Anyone know how to solve the following problems?

1. Integrate

∫(x-1) / (lnx) dx Limit 0≦x≦1

∫(x^Alpha)*lnx dx Limit 0≦x≦1

∫(sin x)^3 / (x^2) dx Limit 0≦x≦∞

∫((sin x )/ x) dx Limit 0≦x≦∞

2. (a) Evaluate ∫((sin x)^3) /((sin x)^3 + (cos x)^3) dx Limit 0≦x≦Pi/2

(b) What is the rate of change of f(x) = arctan (tan x) at x =Pi/2

3. A point mass m moves along the curve y = 2(X^2) due to gravity and no other external force is present. Determine the power of gravity as a function of Xo, g, t. (Xo means x knot)

Thanks!
• Mar 25th 2006, 12:40 PM
TD!
Do you have knowledge of complex analysis or only the basic (real) calculus?
• Mar 25th 2006, 04:14 PM
ThePerfectHacker
Quote:

Originally Posted by thebigshow500
Anyone know how to solve the following problems?
(b) What is the rate of change of f(x) = arctan (tan x) at x =Pi/2

Since $\displaystyle \arctan$ is inverse function for $\displaystyle \tan$ we have,
$\displaystyle \arctan (\tan x)=x$ thus, the derivative (rate of change) of this is $\displaystyle (x)'=1$. The problem, is of course that $\displaystyle \pi/2$ is not in the domain of $\displaystyle \tan x$ thus, it is not differenciable at $\displaystyle x=\pi/2$ thus, I would say that the rate of change does not exist there.
• Mar 25th 2006, 04:21 PM
ThePerfectHacker
Quote:

Originally Posted by thebigshow500
Anyone know how to solve the following problems?
2. (a) Evaluate ∫((sin x)^3) /((sin x)^3 + (cos x)^3) dx Limit 0≦x≦Pi/2

Use "Weierstrauss Substitution"
Thus, $\displaystyle u=\tan \frac{x}{2}$ for $\displaystyle -\pi<x<\pi$
Then,
$\displaystyle \sin x=\frac{2u}{1+u^2}$
$\displaystyle \cos x=\frac{1-u^2}{1+u^2}$
$\displaystyle dx=\frac{2du}{1+u^2}$

This, converts any rational function of sine and cosine into an ordinary rational function.
-----------
Let me continue,
first this function is countinous over $\displaystyle [0,\pi/2]$ thus, the integral is not improper of the second type. Thus, you may simply use the fundamental theorem of calculus.
Thus, the problem,
$\displaystyle \int^{\pi/2}_0\frac{\sin^3x}{\sin^3x+\cos^3x}dx$
transfroms after Weierstrauss substitution into,
$\displaystyle \int^1_0\frac{ \left(\frac{2u}{1+u^2} \right)^3 }{ \left( \frac{2u}{1+u^2} \right)^3+\left( \frac{1-u^2}{1+u^2} \right)^3} \cdot \frac{2}{1+u^2}du$
Multiply the top and bottom of the left fraction by $\displaystyle (1+u^2)^3$ to get,
$\displaystyle \int^1_0\frac{8u^3}{8u^3+(1-u^2)^3}\cdot \frac{2}{1+u^2}du$
Hope, this helps, it is still a mess.
• Mar 25th 2006, 04:46 PM
thebigshow500
Thank you, buddy!

There is initially a mistake on the first problem, and I have fixed it already.
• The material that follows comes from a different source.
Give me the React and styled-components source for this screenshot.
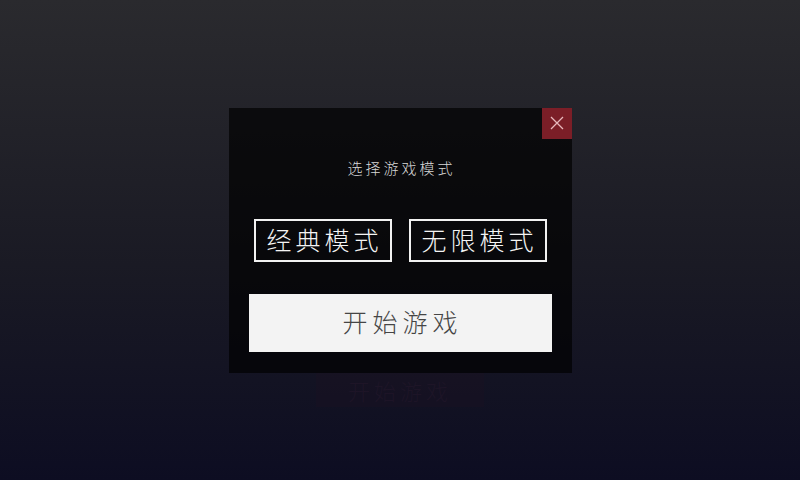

I hope the other problems can be solved as well. :)
• Mar 25th 2006, 04:54 PM
ThePerfectHacker
Quote:

Originally Posted by thebigshow500
Anyone know how to solve the following problems?
∫((sin x )/ x) dx Limit 0≦x≦∞

You need,
$\displaystyle \int^{\infty}_{0^+}\frac{\sin x}{x}dx$
Express, the sine as an infinite series and divide by $\displaystyle x$ to get,
$\displaystyle \int^{\infty}_{0^+}1-\frac{x^2}{3!}+\frac{x^4}{5!}-\frac{x^6}{7!}+...dx$
Upon, integration,
$\displaystyle \left x-\frac{x^3}{3\cdot 3!}+\frac{x^5}{5\cdot 5!}-\frac{x^7}{7\cdot 7!} \right|^{\infty}_{0^+}$

I just do not know what this infinite sum is equal to. It seems to be to diverge. Thus,
$\displaystyle \int^{\infty}_{0^+}\frac{\sin x}{x}dx$
diverges.
• Mar 25th 2006, 10:46 PM
thebigshow500
Quote:

Originally Posted by TD!
Do you have knowledge of complex analysis or only the basic (real) calculus?

I just know the basic concepts on calculus.
For example, I know some techniques such as integration by parts, substitution, and chain rules, etc.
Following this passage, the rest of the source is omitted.